Assume $\op{x}{y} \in \rel{R},\; x \in \dom{R} \subseteq X,\; y \in \ran{R} \subseteq Y$.
\begin{align}
\op{x}{y} \in \rel{R}
&\implies \op{y}{x} \in \rel{R}^{-1} \\
&\implies \op{y}{y} \in \rel{R}^{-1}\circ\rel{R} \\
&\implies \op{x}{x} \in \rel{T}
\end{align}
Therefore, the composite relation $\rel{T}$ is reflexive.
Assume $\op{a}{b} \in \rel{T},\; a \in \dom{T} \subseteq Y,\; b \in \ran{T} \subseteq Y$.
\begin{align}
\op{a}{b} \in \rel{T}
&\implies \op{a}{b} \in \rel{R}^{-1}\circ\rel{R} \\
&\implies \exists t \in X :\: \op{a}{t} \in \rel{R}^{-1} \;\land\; \op{t}{b} \in \rel{R} \\
&\implies \exists t \in X :\: \op{b}{t} \in \rel{R}^{-1} \;\land\; \op{t}{a} \in \rel{R} \\
&\implies \op{b}{a} \in \rel{R}^{-1}\circ\rel{R} \\
&\implies \op{b}{a} \in \rel{T}
\end{align}
Therefore, the composite relation $\rel{T}$ is symmetric.
Sufficiency:
Given $\rel{R} = \rel{R}^{-1}\circ\rel{R}$, because $\rel{R}^{-1}\circ\rel{R}$ is both reflexive and symmetric, $\rel{R}$ has the same properties.
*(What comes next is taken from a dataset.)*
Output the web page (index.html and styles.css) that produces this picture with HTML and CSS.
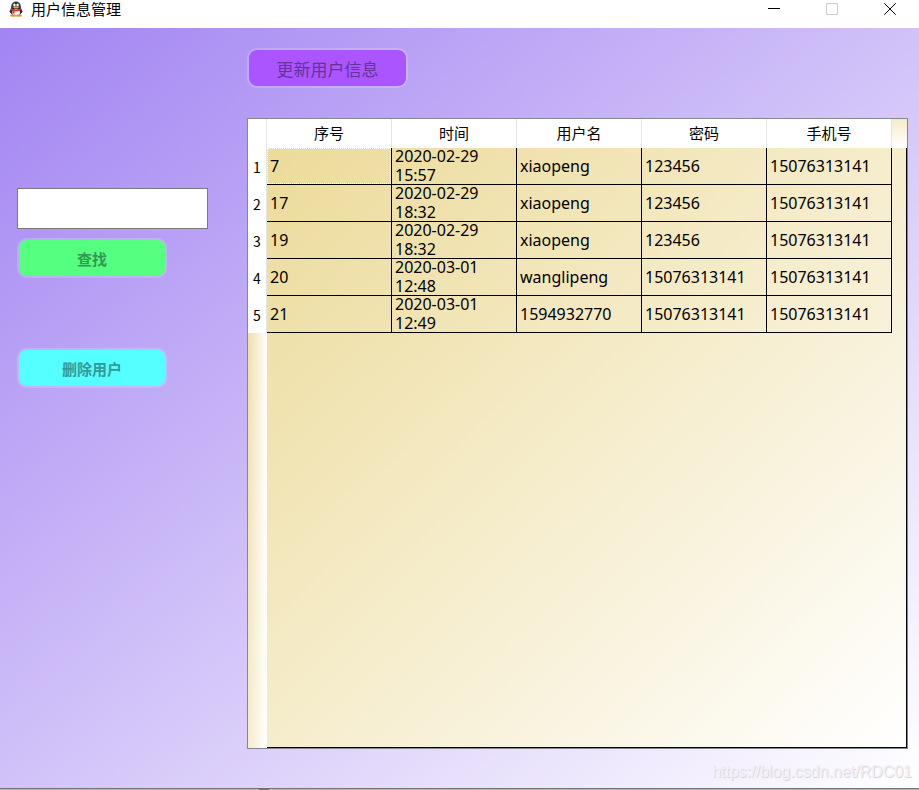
FILE: index.html
```html
<!DOCTYPE html>
<html lang="zh-CN">
<head>
<meta charset="utf-8">
<title>用户信息管理</title>
<link rel="stylesheet" href="styles.css">
</head>
<body>
<header class="titlebar">
  <svg class="logo" viewBox="0 0 16 16" aria-hidden="true">
    <path d="M3.500 6 1.500 10.500 2.500 12 13.500 12 14.500 10.500 12.500 6z" fill="#2b2b33"/>
    <ellipse cx="8" cy="5.500" rx="4.800" ry="5" fill="#34343e"/>
    <ellipse cx="8" cy="11" rx="5.400" ry="4.200" fill="#26262c"/>
    <ellipse cx="8" cy="11.500" rx="4" ry="3.300" fill="#f4f4f4"/>
    <ellipse cx="6.400" cy="4" rx="1.200" ry="1.500" fill="#fff"/>
    <ellipse cx="9.600" cy="4" rx="1.200" ry="1.500" fill="#fff"/>
    <ellipse cx="8" cy="6.500" rx="2.900" ry="1" fill="#f2a11d"/>
    <path d="M3.300 7.500Q8 10 12.700 7.500L13 9.300Q8 11.500 3 9.300z" fill="#e0312a"/>
    <path d="M4.500 9.500h2v3h-2z" fill="#d92a26"/>
    <ellipse cx="5" cy="14.600" rx="2.900" ry="1.200" fill="#e8951f"/>
    <ellipse cx="11" cy="14.600" rx="2.900" ry="1.200" fill="#e8951f"/>
  </svg>
  <h1 class="title">用户信息管理</h1>
  <div class="controls">
    <button class="control" type="button" aria-label="最小化"><svg viewBox="0 0 12 12"><path d="M0 5.500h12" stroke="#000"/></svg></button>
    <button class="control" type="button" aria-label="最大化" disabled><svg viewBox="0 0 12 12"><path d="M.5.5h11v11H.5z" stroke="#ccc"/></svg></button>
    <button class="control" type="button" aria-label="关闭"><svg viewBox="0 0 12 12"><path d="M.3.300l11.400 11.400M11.700.3.300 11.700" stroke="#000"/></svg></button>
  </div>
</header>
<main class="content">
  <form class="side">
    <input class="search" type="text" aria-label="查找用户">
    <button class="btn find" type="button">查找</button>
    <button class="btn delete" type="button">删除用户</button>
  </form>
  <section class="panel">
    <button class="btn refresh" type="button">更新用户信息</button>
    <div class="frame">
      <table class="users">
        <thead>
          <tr><td class="num"></td><th scope="col">序号</th><th scope="col">时间</th><th scope="col">用户名</th><th scope="col">密码</th><th scope="col">手机号</th></tr>
        </thead>
        <tbody>
          <tr><th class="num" scope="row">1</th><td class="current"><div class="cell">7</div></td><td><div class="cell">2020-02-29 15:57</div></td><td><div class="cell">xiaopeng</div></td><td><div class="cell">123456</div></td><td><div class="cell">15076313141</div></td></tr>
          <tr><th class="num" scope="row">2</th><td><div class="cell">17</div></td><td><div class="cell">2020-02-29 18:32</div></td><td><div class="cell">xiaopeng</div></td><td><div class="cell">123456</div></td><td><div class="cell">15076313141</div></td></tr>
          <tr><th class="num" scope="row">3</th><td><div class="cell">19</div></td><td><div class="cell">2020-02-29 18:32</div></td><td><div class="cell">xiaopeng</div></td><td><div class="cell">123456</div></td><td><div class="cell">15076313141</div></td></tr>
          <tr><th class="num" scope="row">4</th><td><div class="cell">20</div></td><td><div class="cell">2020-03-01 12:48</div></td><td><div class="cell">wanglipeng</div></td><td><div class="cell">15076313141</div></td><td><div class="cell">15076313141</div></td></tr>
          <tr><th class="num" scope="row">5</th><td><div class="cell">21</div></td><td><div class="cell">2020-03-01 12:49</div></td><td><div class="cell">1594932770</div></td><td><div class="cell">15076313141</div></td><td><div class="cell">15076313141</div></td></tr>
        </tbody>
      </table>
    </div>
    <p class="watermark">https://blog.csdn.net/RDC01</p>
  </section>
</main>
<footer class="edge"></footer>
</body>
</html>
```
FILE: styles.css
```css
* {
  box-sizing: border-box;
}

body {
  margin: 0;
  min-height: 100vh;
  display: flex;
  flex-direction: column;
  font-family: "Noto Sans", "Noto Sans CJK SC", sans-serif;
  font-size: 15px;
  color: #000;
}

.titlebar {
  height: 28px;
  display: flex;
  align-items: flex-start;
  background: #fff;
}

.logo {
  width: 16px;
  height: 16px;
  margin: 1px 7px 0 8px;
}

.title {
  margin: 0;
  font-family: "Noto Sans CJK SC", sans-serif;
  font-size: 15px;
  font-weight: 400;
  line-height: 18px;
}

.controls {
  margin-left: auto;
  display: flex;
}

.control {
  width: 58px;
  height: 18px;
  padding: 0;
  border: 0;
  background: none;
  display: flex;
  align-items: center;
  justify-content: center;
}

.control svg {
  width: 12px;
  height: 12px;
  fill: none;
}

.content {
  flex: 1;
  display: grid;
  grid-template-columns: 191px 1fr;
  column-gap: 39px;
  padding: 20px 11px 0 17px;
  background: linear-gradient(to bottom right, #a284f2, #fff);
}

.side {
  display: flex;
  flex-direction: column;
  align-items: flex-start;
  padding-top: 140px;
}

.search {
  width: 100%;
  height: 41px;
  padding: 0 8px;
  border: 1px solid #7a7a7a;
  background: #fff;
  font: inherit;
}

.btn {
  height: 40px;
  padding: 0;
  border: 2px solid rgba(255, 255, 255, 0.18);
  border-radius: 10px;
  background-clip: padding-box;
  font-family: "Noto Sans CJK SC", sans-serif;
}

.find,
.delete {
  width: 150px;
  font-size: 15px;
  font-weight: 700;
}

.find {
  margin-top: 9px;
  background-color: #55ff7f;
  color: #339950;
}

.delete {
  margin-top: 70px;
  background-color: #55ffff;
  color: #339999;
}

.refresh {
  width: 161px;
  align-self: flex-start;
  background-color: #aa55ff;
  color: #663399;
  font-size: 17px;
}

.panel {
  min-width: 0;
  display: flex;
  flex-direction: column;
}

.frame {
  flex: 1;
  margin-top: 30px;
  padding-right: 15px;
  border: 1px solid #828790;
  background:
    linear-gradient(to right, rgba(255, 255, 255, 0), #fff) 0 0 / 19px 100% no-repeat,
    linear-gradient(rgba(255, 255, 255, 0), #fff) 100% 0 / 15px 29px no-repeat,
    linear-gradient(#000, #000) 100% 29px / 1px 100% no-repeat,
    linear-gradient(#000, #000) 19px 100% / 100% 1px no-repeat,
    linear-gradient(to bottom right, #ebd995, #fff);
}

.users {
  width: 100%;
  table-layout: fixed;
  border-collapse: separate;
  border-spacing: 0;
}

.users td,
.users th {
  padding: 0;
  font-weight: 400;
}

.users thead th,
.users thead td {
  height: 29px;
  padding-bottom: 2px;
  background: #fff;
  border-right: 1px solid #e5e5e5;
  font-family: "Noto Sans CJK SC", sans-serif;
  line-height: 20px;
}

.users .num {
  width: 19px;
  background: #fff;
  border-right: 1px solid #e5e5e5;
  font-family: "Noto Sans CJK SC", sans-serif;
  font-size: 14px;
  line-height: 20px;
}

.users tbody td {
  border-right: 1px solid #000;
  border-bottom: 1px solid #000;
}

.cell {
  height: 36px;
  padding: 0 3px;
  display: flex;
  align-items: center;
  font-size: 16px;
  line-height: 19px;
}

.current .cell {
  outline: 1px dotted #fff;
  outline-offset: -1px;
}

.watermark {
  margin: 0 -4px 0 0;
  height: 39px;
  padding-top: 11px;
  text-align: right;
  font-family: "Liberation Sans", sans-serif;
  font-size: 16px;
  line-height: 24px;
  color: #f3f0f8;
  text-shadow: 1px 1px 1px #d4d2d8;
}

.edge {
  height: 2px;
  background: linear-gradient(#737373, #737373) 259px 0 / 10px 100% no-repeat #b8b8b8;
  border-top: 1px solid #737373;
}
```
Suppose $\ran{R} \cap \dom{R} \neq \varnothing$, hence $\exists b :\: \op{a}{b} \in \rel{R}$, $\op{b}{c} \in \rel{R}$,
\begin{align}
\op{a}{b} \in \rel{R} \land \op{b}{c} \in \rel{R}
&\implies
\op{a}{b} \in \rel{R}^{-1} \land \op{b}{c} \in \rel{R} \\
&\implies
\op{a}{c} \in \rel{R}^{-1}\circ\rel{R} \\
&\implies
\op{a}{c} \in \rel{R}
\end{align}
Therefore, $\rel{R}$ is transitive as well.
Necessity:
If $\rel{R}$ is both symmetric and transitive, assume $\op{x}{y} \in \rel{R},\;\op{y}{z} \in \rel{R},\;\op{x}{z} \in \rel{R}$,
\begin{align}
\left\{ \begin{array}{l}
\op{x}{z} \in \rel{R} \\
\op{y}{z} \in \rel{R}
\end{array} \right.
&\implies
\left\{ \begin{array}{l}
\op{z}{x} \in \rel{R} \\
\op{z}{y} \in \rel{R}
\end{array} \right. \\
&\implies
\left\{ \begin{array}{l}
\op{x}{z} \in \rel{R}^{-1} \\
\op{z}{y} \in \rel{R}
\end{array} \right. \\
&\implies
\op{x}{y} \in \rel{R}^{-1}\circ\rel{R} \\
\left\{ \begin{array}{l}
\op{x}{y} \in \rel{R}^{-1}\circ\rel{R} \\
\op{x}{y} \in \rel{R}
\end{array} \right.
&\implies
\rel{R} = \rel{R}^{-1}\circ\rel{R}
\end{align}

All in all, $\rel{R}$ is symmetric and transitive if and only if $\rel{R} = \rel{R}^{-1}\circ\rel{R}$.